— start Dataset excerpt —

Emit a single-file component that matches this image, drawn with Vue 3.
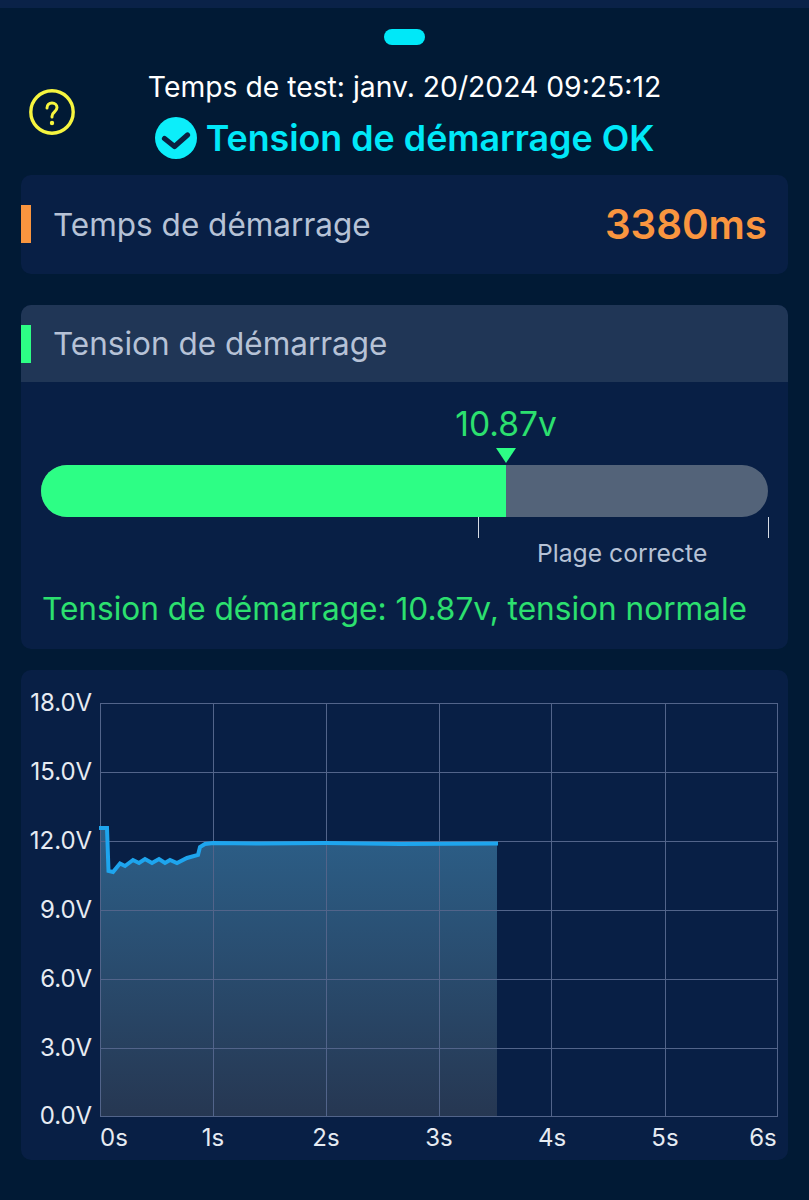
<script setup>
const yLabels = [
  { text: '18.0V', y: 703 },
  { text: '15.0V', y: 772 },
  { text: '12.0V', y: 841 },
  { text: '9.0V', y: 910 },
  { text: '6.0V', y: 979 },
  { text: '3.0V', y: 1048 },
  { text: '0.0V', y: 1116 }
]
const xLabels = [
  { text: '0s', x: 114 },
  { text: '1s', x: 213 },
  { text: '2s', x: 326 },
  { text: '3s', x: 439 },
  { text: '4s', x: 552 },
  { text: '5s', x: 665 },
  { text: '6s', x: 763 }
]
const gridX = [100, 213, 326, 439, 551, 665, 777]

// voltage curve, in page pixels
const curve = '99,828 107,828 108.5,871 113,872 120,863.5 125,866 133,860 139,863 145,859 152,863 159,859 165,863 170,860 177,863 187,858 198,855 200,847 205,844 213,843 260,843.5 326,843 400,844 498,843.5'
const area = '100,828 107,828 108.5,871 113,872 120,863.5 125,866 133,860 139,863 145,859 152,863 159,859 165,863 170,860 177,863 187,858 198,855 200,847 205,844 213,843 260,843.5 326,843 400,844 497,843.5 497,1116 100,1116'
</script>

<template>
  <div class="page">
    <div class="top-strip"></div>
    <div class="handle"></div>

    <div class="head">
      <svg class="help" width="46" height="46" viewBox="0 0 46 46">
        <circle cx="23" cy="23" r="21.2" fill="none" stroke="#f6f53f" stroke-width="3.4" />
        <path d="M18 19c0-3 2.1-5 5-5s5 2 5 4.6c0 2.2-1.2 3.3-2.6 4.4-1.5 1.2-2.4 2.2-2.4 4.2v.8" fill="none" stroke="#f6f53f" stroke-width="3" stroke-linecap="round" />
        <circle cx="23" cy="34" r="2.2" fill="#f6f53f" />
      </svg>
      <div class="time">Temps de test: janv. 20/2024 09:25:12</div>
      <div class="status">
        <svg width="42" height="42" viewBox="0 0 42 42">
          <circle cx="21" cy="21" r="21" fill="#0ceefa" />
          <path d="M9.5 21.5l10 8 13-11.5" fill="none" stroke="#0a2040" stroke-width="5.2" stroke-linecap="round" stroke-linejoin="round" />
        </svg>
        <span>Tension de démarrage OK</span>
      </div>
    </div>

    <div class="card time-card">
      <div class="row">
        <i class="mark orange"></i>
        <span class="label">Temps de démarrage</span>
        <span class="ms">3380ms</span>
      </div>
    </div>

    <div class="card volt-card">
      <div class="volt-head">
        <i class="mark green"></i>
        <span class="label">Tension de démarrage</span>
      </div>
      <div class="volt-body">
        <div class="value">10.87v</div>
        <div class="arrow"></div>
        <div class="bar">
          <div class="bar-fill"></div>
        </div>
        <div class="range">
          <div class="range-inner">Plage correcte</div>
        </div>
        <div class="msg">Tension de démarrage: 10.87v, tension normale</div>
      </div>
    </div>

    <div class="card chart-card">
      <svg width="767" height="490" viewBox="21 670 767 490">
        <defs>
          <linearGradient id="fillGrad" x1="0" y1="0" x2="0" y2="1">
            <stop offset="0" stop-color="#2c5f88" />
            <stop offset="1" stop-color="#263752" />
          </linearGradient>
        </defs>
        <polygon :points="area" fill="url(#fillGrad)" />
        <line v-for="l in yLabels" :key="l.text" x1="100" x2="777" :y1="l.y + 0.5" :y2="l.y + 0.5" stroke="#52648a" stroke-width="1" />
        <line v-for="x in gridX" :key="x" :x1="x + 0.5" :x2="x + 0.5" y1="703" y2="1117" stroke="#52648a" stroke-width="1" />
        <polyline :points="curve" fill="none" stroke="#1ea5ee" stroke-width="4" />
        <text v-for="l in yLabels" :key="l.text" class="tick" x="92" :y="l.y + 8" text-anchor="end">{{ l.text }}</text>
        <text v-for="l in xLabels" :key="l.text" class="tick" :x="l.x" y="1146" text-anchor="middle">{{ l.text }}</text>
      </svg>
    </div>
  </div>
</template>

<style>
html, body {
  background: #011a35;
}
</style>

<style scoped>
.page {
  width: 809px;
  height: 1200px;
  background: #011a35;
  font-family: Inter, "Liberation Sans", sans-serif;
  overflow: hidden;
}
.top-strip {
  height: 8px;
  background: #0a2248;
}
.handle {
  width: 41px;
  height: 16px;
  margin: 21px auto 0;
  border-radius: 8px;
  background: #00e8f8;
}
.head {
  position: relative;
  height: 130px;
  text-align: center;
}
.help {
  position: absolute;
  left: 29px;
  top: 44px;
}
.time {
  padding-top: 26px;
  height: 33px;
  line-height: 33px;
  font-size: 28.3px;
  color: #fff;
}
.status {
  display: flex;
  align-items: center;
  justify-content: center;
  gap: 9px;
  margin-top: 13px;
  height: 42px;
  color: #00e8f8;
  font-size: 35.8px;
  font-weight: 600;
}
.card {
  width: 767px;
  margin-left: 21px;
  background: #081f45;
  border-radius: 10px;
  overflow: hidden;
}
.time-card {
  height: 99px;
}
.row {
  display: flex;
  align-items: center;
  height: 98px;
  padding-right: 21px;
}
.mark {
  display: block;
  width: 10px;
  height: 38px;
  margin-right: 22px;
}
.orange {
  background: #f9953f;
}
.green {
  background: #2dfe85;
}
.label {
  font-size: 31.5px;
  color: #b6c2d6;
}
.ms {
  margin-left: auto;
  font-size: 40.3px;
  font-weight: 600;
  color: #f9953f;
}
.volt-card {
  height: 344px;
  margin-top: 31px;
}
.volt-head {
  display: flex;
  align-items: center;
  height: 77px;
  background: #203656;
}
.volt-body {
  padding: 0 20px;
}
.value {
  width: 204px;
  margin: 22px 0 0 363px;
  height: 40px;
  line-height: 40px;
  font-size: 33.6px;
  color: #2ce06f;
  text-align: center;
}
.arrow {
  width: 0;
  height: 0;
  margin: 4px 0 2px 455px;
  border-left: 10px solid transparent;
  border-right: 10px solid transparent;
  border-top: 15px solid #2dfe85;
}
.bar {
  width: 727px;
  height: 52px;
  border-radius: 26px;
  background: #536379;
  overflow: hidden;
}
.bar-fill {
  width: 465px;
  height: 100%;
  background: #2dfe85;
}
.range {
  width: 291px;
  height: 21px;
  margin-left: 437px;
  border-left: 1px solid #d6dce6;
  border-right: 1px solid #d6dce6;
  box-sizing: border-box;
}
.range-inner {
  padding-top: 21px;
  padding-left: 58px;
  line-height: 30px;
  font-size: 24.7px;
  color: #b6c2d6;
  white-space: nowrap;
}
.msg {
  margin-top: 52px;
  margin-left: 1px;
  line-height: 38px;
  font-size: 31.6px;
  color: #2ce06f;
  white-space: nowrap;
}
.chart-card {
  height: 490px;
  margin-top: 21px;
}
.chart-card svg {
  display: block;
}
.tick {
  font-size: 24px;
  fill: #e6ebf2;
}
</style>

— end Dataset excerpt —

*Instructions to follow:*
Every line is to be duplicated exactly, though pictures stay out.

*Answer below:*
Emit a single-file component that matches this image, drawn with Vue 3.
<script setup>
const yLabels = [
  { text: '18.0V', y: 703 },
  { text: '15.0V', y: 772 },
  { text: '12.0V', y: 841 },
  { text: '9.0V', y: 910 },
  { text: '6.0V', y: 979 },
  { text: '3.0V', y: 1048 },
  { text: '0.0V', y: 1116 }
]
const xLabels = [
  { text: '0s', x: 114 },
  { text: '1s', x: 213 },
  { text: '2s', x: 326 },
  { text: '3s', x: 439 },
  { text: '4s', x: 552 },
  { text: '5s', x: 665 },
  { text: '6s', x: 763 }
]
const gridX = [100, 213, 326, 439, 551, 665, 777]

// voltage curve, in page pixels
const curve = '99,828 107,828 108.5,871 113,872 120,863.5 125,866 133,860 139,863 145,859 152,863 159,859 165,863 170,860 177,863 187,858 198,855 200,847 205,844 213,843 260,843.5 326,843 400,844 498,843.5'
const area = '100,828 107,828 108.5,871 113,872 120,863.5 125,866 133,860 139,863 145,859 152,863 159,859 165,863 170,860 177,863 187,858 198,855 200,847 205,844 213,843 260,843.5 326,843 400,844 497,843.5 497,1116 100,1116'
</script>

<template>
  <div class="page">
    <div class="top-strip"></div>
    <div class="handle"></div>

    <div class="head">
      <svg class="help" width="46" height="46" viewBox="0 0 46 46">
        <circle cx="23" cy="23" r="21.2" fill="none" stroke="#f6f53f" stroke-width="3.4" />
        <path d="M18 19c0-3 2.1-5 5-5s5 2 5 4.6c0 2.2-1.2 3.3-2.6 4.4-1.5 1.2-2.4 2.2-2.4 4.2v.8" fill="none" stroke="#f6f53f" stroke-width="3" stroke-linecap="round" />
        <circle cx="23" cy="34" r="2.2" fill="#f6f53f" />
      </svg>
      <div class="time">Temps de test: janv. 20/2024 09:25:12</div>
      <div class="status">
        <svg width="42" height="42" viewBox="0 0 42 42">
          <circle cx="21" cy="21" r="21" fill="#0ceefa" />
          <path d="M9.5 21.5l10 8 13-11.5" fill="none" stroke="#0a2040" stroke-width="5.2" stroke-linecap="round" stroke-linejoin="round" />
        </svg>
        <span>Tension de démarrage OK</span>
      </div>
    </div>

    <div class="card time-card">
      <div class="row">
        <i class="mark orange"></i>
        <span class="label">Temps de démarrage</span>
        <span class="ms">3380ms</span>
      </div>
    </div>

    <div class="card volt-card">
      <div class="volt-head">
        <i class="mark green"></i>
        <span class="label">Tension de démarrage</span>
      </div>
      <div class="volt-body">
        <div class="value">10.87v</div>
        <div class="arrow"></div>
        <div class="bar">
          <div class="bar-fill"></div>
        </div>
        <div class="range">
          <div class="range-inner">Plage correcte</div>
        </div>
        <div class="msg">Tension de démarrage: 10.87v, tension normale</div>
      </div>
    </div>

    <div class="card chart-card">
      <svg width="767" height="490" viewBox="21 670 767 490">
        <defs>
          <linearGradient id="fillGrad" x1="0" y1="0" x2="0" y2="1">
            <stop offset="0" stop-color="#2c5f88" />
            <stop offset="1" stop-color="#263752" />
          </linearGradient>
        </defs>
        <polygon :points="area" fill="url(#fillGrad)" />
        <line v-for="l in yLabels" :key="l.text" x1="100" x2="777" :y1="l.y + 0.5" :y2="l.y + 0.5" stroke="#52648a" stroke-width="1" />
        <line v-for="x in gridX" :key="x" :x1="x + 0.5" :x2="x + 0.5" y1="703" y2="1117" stroke="#52648a" stroke-width="1" />
        <polyline :points="curve" fill="none" stroke="#1ea5ee" stroke-width="4" />
        <text v-for="l in yLabels" :key="l.text" class="tick" x="92" :y="l.y + 8" text-anchor="end">{{ l.text }}</text>
        <text v-for="l in xLabels" :key="l.text" class="tick" :x="l.x" y="1146" text-anchor="middle">{{ l.text }}</text>
      </svg>
    </div>
  </div>
</template>

<style>
html, body {
  background: #011a35;
}
</style>

<style scoped>
.page {
  width: 809px;
  height: 1200px;
  background: #011a35;
  font-family: Inter, "Liberation Sans", sans-serif;
  overflow: hidden;
}
.top-strip {
  height: 8px;
  background: #0a2248;
}
.handle {
  width: 41px;
  height: 16px;
  margin: 21px auto 0;
  border-radius: 8px;
  background: #00e8f8;
}
.head {
  position: relative;
  height: 130px;
  text-align: center;
}
.help {
  position: absolute;
  left: 29px;
  top: 44px;
}
.time {
  padding-top: 26px;
  height: 33px;
  line-height: 33px;
  font-size: 28.3px;
  color: #fff;
}
.status {
  display: flex;
  align-items: center;
  justify-content: center;
  gap: 9px;
  margin-top: 13px;
  height: 42px;
  color: #00e8f8;
  font-size: 35.8px;
  font-weight: 600;
}
.card {
  width: 767px;
  margin-left: 21px;
  background: #081f45;
  border-radius: 10px;
  overflow: hidden;
}
.time-card {
  height: 99px;
}
.row {
  display: flex;
  align-items: center;
  height: 98px;
  padding-right: 21px;
}
.mark {
  display: block;
  width: 10px;
  height: 38px;
  margin-right: 22px;
}
.orange {
  background: #f9953f;
}
.green {
  background: #2dfe85;
}
.label {
  font-size: 31.5px;
  color: #b6c2d6;
}
.ms {
  margin-left: auto;
  font-size: 40.3px;
  font-weight: 600;
  color: #f9953f;
}
.volt-card {
  height: 344px;
  margin-top: 31px;
}
.volt-head {
  display: flex;
  align-items: center;
  height: 77px;
  background: #203656;
}
.volt-body {
  padding: 0 20px;
}
.value {
  width: 204px;
  margin: 22px 0 0 363px;
  height: 40px;
  line-height: 40px;
  font-size: 33.6px;
  color: #2ce06f;
  text-align: center;
}
.arrow {
  width: 0;
  height: 0;
  margin: 4px 0 2px 455px;
  border-left: 10px solid transparent;
  border-right: 10px solid transparent;
  border-top: 15px solid #2dfe85;
}
.bar {
  width: 727px;
  height: 52px;
  border-radius: 26px;
  background: #536379;
  overflow: hidden;
}
.bar-fill {
  width: 465px;
  height: 100%;
  background: #2dfe85;
}
.range {
  width: 291px;
  height: 21px;
  margin-left: 437px;
  border-left: 1px solid #d6dce6;
  border-right: 1px solid #d6dce6;
  box-sizing: border-box;
}
.range-inner {
  padding-top: 21px;
  padding-left: 58px;
  line-height: 30px;
  font-size: 24.7px;
  color: #b6c2d6;
  white-space: nowrap;
}
.msg {
  margin-top: 52px;
  margin-left: 1px;
  line-height: 38px;
  font-size: 31.6px;
  color: #2ce06f;
  white-space: nowrap;
}
.chart-card {
  height: 490px;
  margin-top: 21px;
}
.chart-card svg {
  display: block;
}
.tick {
  font-size: 24px;
  fill: #e6ebf2;
}
</style>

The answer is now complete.